■ **WORK INSTRUCTIONS**: Write out every line of the material as it stands, apart from the pictures.

■ **DATA SECTION**:
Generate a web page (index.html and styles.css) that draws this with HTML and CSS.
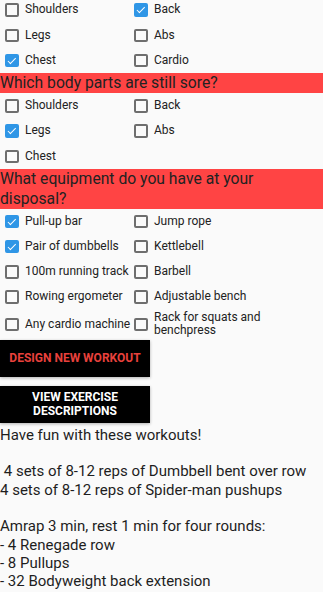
FILE: index.html
```html
<!DOCTYPE html>
<html lang="en">
<head>
    <meta charset="UTF-8">
    <meta name="viewport" content="width=device-width, initial-scale=1.0">
    <title>Workout Designer</title>
    <link rel="stylesheet" href="styles.css">
</head>
<body>

    <div class="screen">
        <div class="check-grid top-grid">
            <label class="check"><span class="box"></span><span class="check-text">Shoulders</span></label>
            <label class="check"><span class="box checked"></span><span class="check-text">Back</span></label>
            <label class="check"><span class="box"></span><span class="check-text">Legs</span></label>
            <label class="check"><span class="box"></span><span class="check-text">Abs</span></label>
            <label class="check"><span class="box checked"></span><span class="check-text">Chest</span></label>
            <label class="check"><span class="box"></span><span class="check-text">Cardio</span></label>
        </div>

        <div class="section-title">Which body parts are still sore?</div>
        <div class="check-grid">
            <label class="check"><span class="box"></span><span class="check-text">Shoulders</span></label>
            <label class="check"><span class="box"></span><span class="check-text">Back</span></label>
            <label class="check"><span class="box checked"></span><span class="check-text">Legs</span></label>
            <label class="check"><span class="box"></span><span class="check-text">Abs</span></label>
            <label class="check"><span class="box"></span><span class="check-text">Chest</span></label>
        </div>

        <div class="section-title">What equipment do you have at your disposal?</div>
        <div class="check-grid">
            <label class="check"><span class="box checked"></span><span class="check-text">Pull-up bar</span></label>
            <label class="check"><span class="box"></span><span class="check-text">Jump rope</span></label>
            <label class="check"><span class="box checked"></span><span class="check-text">Pair of dumbbells</span></label>
            <label class="check"><span class="box"></span><span class="check-text">Kettlebell</span></label>
            <label class="check"><span class="box"></span><span class="check-text">100m running track</span></label>
            <label class="check"><span class="box"></span><span class="check-text">Barbell</span></label>
            <label class="check"><span class="box"></span><span class="check-text">Rowing ergometer</span></label>
            <label class="check"><span class="box"></span><span class="check-text">Adjustable bench</span></label>
            <label class="check"><span class="box"></span><span class="check-text">Any cardio machine</span></label>
            <label class="check"><span class="box"></span><span class="check-text wrap">Rack for squats and benchpress</span></label>
        </div>

        <div class="buttons">
            <button class="btn btn-design">Design new workout</button>
            <button class="btn btn-view">View exercise<br>descriptions</button>
        </div>

        <div class="workouts">Have fun with these workouts!

 4 sets of 8-12 reps of Dumbbell bent over row
4 sets of 8-12 reps of Spider-man pushups

Amrap 3 min, rest 1 min for four rounds:
- 4 Renegade row
- 8 Pullups
- 32 Bodyweight back extension</div>
    </div>

</body>
</html>
```

FILE: styles.css
```css
* {
    margin: 0;
    padding: 0;
    box-sizing: border-box;
    font-family: "Roboto", "Liberation Sans", sans-serif;
}

body {
    background: #fafafa;
    color: #212121;
    height: 100vh;
    overflow: hidden;
}

.top-grid {
    margin-top: -2.5px;
}

.check-grid {
    display: grid;
    grid-template-columns: 129px 1fr;
}

.check {
    display: flex;
    align-items: center;
    min-height: 25.3px;
    padding-left: 5px;
    font-size: 12px;
    line-height: 13.5px;
    color: #222;
}

.box {
    flex: none;
    width: 13.5px;
    height: 13.5px;
    border: 2px solid #6e6e6e;
    border-radius: 2px;
    margin-right: 6.5px;
    position: relative;
}

.box.checked {
    background: #2f96e6;
    border-color: #2f96e6;
}

.box.checked::after {
    content: "";
    position: absolute;
    left: 3px;
    top: 0px;
    width: 3px;
    height: 6.5px;
    border: solid #fff;
    border-width: 0 1.6px 1.6px 0;
    transform: rotate(45deg);
}

.check-text {
    white-space: nowrap;
}

.check-text.wrap {
    white-space: normal;
    padding: 1px 0;
}

.section-title {
    background: #ff4444;
    color: #222;
    font-size: 15.7px;
    line-height: 19.8px;
}

.buttons {
    display: flex;
    flex-direction: column;
    gap: 9px;
    margin-top: 1px;
}

.btn {
    width: 150px;
    height: 37px;
    background: #000;
    border: none;
    font-size: 12px;
    font-weight: bold;
    line-height: 14px;
    text-transform: uppercase;
    box-shadow: 0 1px 3px rgba(0, 0, 0, 0.3);
}

.btn-design {
    color: #e8413c;
}

.btn-view {
    color: #fff;
}

.workouts {
    white-space: pre-wrap;
    font-size: 15px;
    line-height: 18.3px;
    margin-top: 3px;
    color: #1e1e1e;
}
```
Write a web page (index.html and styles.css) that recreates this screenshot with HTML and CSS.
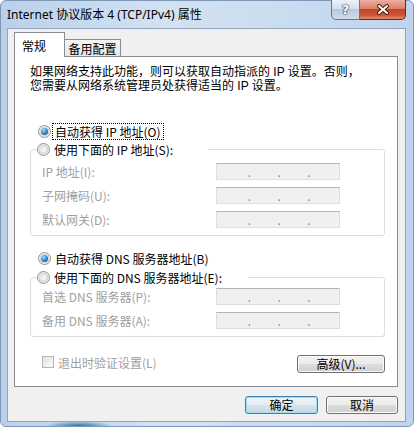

■ **WRITTEN RESPONSE**:
Generate a web page (index.html and styles.css) that draws this with HTML and CSS.
FILE: index.html
```html
<!DOCTYPE html>
<html lang="en">
<head>
    <meta charset="UTF-8">
    <meta name="viewport" content="width=device-width, initial-scale=1.0">
    <title>Workout Designer</title>
    <link rel="stylesheet" href="styles.css">
</head>
<body>

    <div class="screen">
        <div class="check-grid top-grid">
            <label class="check"><span class="box"></span><span class="check-text">Shoulders</span></label>
            <label class="check"><span class="box checked"></span><span class="check-text">Back</span></label>
            <label class="check"><span class="box"></span><span class="check-text">Legs</span></label>
            <label class="check"><span class="box"></span><span class="check-text">Abs</span></label>
            <label class="check"><span class="box checked"></span><span class="check-text">Chest</span></label>
            <label class="check"><span class="box"></span><span class="check-text">Cardio</span></label>
        </div>

        <div class="section-title">Which body parts are still sore?</div>
        <div class="check-grid">
            <label class="check"><span class="box"></span><span class="check-text">Shoulders</span></label>
            <label class="check"><span class="box"></span><span class="check-text">Back</span></label>
            <label class="check"><span class="box checked"></span><span class="check-text">Legs</span></label>
            <label class="check"><span class="box"></span><span class="check-text">Abs</span></label>
            <label class="check"><span class="box"></span><span class="check-text">Chest</span></label>
        </div>

        <div class="section-title">What equipment do you have at your disposal?</div>
        <div class="check-grid">
            <label class="check"><span class="box checked"></span><span class="check-text">Pull-up bar</span></label>
            <label class="check"><span class="box"></span><span class="check-text">Jump rope</span></label>
            <label class="check"><span class="box checked"></span><span class="check-text">Pair of dumbbells</span></label>
            <label class="check"><span class="box"></span><span class="check-text">Kettlebell</span></label>
            <label class="check"><span class="box"></span><span class="check-text">100m running track</span></label>
            <label class="check"><span class="box"></span><span class="check-text">Barbell</span></label>
            <label class="check"><span class="box"></span><span class="check-text">Rowing ergometer</span></label>
            <label class="check"><span class="box"></span><span class="check-text">Adjustable bench</span></label>
            <label class="check"><span class="box"></span><span class="check-text">Any cardio machine</span></label>
            <label class="check"><span class="box"></span><span class="check-text wrap">Rack for squats and benchpress</span></label>
        </div>

        <div class="buttons">
            <button class="btn btn-design">Design new workout</button>
            <button class="btn btn-view">View exercise<br>descriptions</button>
        </div>

        <div class="workouts">Have fun with these workouts!

 4 sets of 8-12 reps of Dumbbell bent over row
4 sets of 8-12 reps of Spider-man pushups

Amrap 3 min, rest 1 min for four rounds:
- 4 Renegade row
- 8 Pullups
- 32 Bodyweight back extension</div>
    </div>

</body>
</html>
```

FILE: styles.css
```css
* {
    margin: 0;
    padding: 0;
    box-sizing: border-box;
    font-family: "Roboto", "Liberation Sans", sans-serif;
}

body {
    background: #fafafa;
    color: #212121;
    height: 100vh;
    overflow: hidden;
}

.top-grid {
    margin-top: -2.5px;
}

.check-grid {
    display: grid;
    grid-template-columns: 129px 1fr;
}

.check {
    display: flex;
    align-items: center;
    min-height: 25.3px;
    padding-left: 5px;
    font-size: 12px;
    line-height: 13.5px;
    color: #222;
}

.box {
    flex: none;
    width: 13.5px;
    height: 13.5px;
    border: 2px solid #6e6e6e;
    border-radius: 2px;
    margin-right: 6.5px;
    position: relative;
}

.box.checked {
    background: #2f96e6;
    border-color: #2f96e6;
}

.box.checked::after {
    content: "";
    position: absolute;
    left: 3px;
    top: 0px;
    width: 3px;
    height: 6.5px;
    border: solid #fff;
    border-width: 0 1.6px 1.6px 0;
    transform: rotate(45deg);
}

.check-text {
    white-space: nowrap;
}

.check-text.wrap {
    white-space: normal;
    padding: 1px 0;
}

.section-title {
    background: #ff4444;
    color: #222;
    font-size: 15.7px;
    line-height: 19.8px;
}

.buttons {
    display: flex;
    flex-direction: column;
    gap: 9px;
    margin-top: 1px;
}

.btn {
    width: 150px;
    height: 37px;
    background: #000;
    border: none;
    font-size: 12px;
    font-weight: bold;
    line-height: 14px;
    text-transform: uppercase;
    box-shadow: 0 1px 3px rgba(0, 0, 0, 0.3);
}

.btn-design {
    color: #e8413c;
}

.btn-view {
    color: #fff;
}

.workouts {
    white-space: pre-wrap;
    font-size: 15px;
    line-height: 18.3px;
    margin-top: 3px;
    color: #1e1e1e;
}
```
Write a web page (index.html and styles.css) that recreates this screenshot with HTML and CSS.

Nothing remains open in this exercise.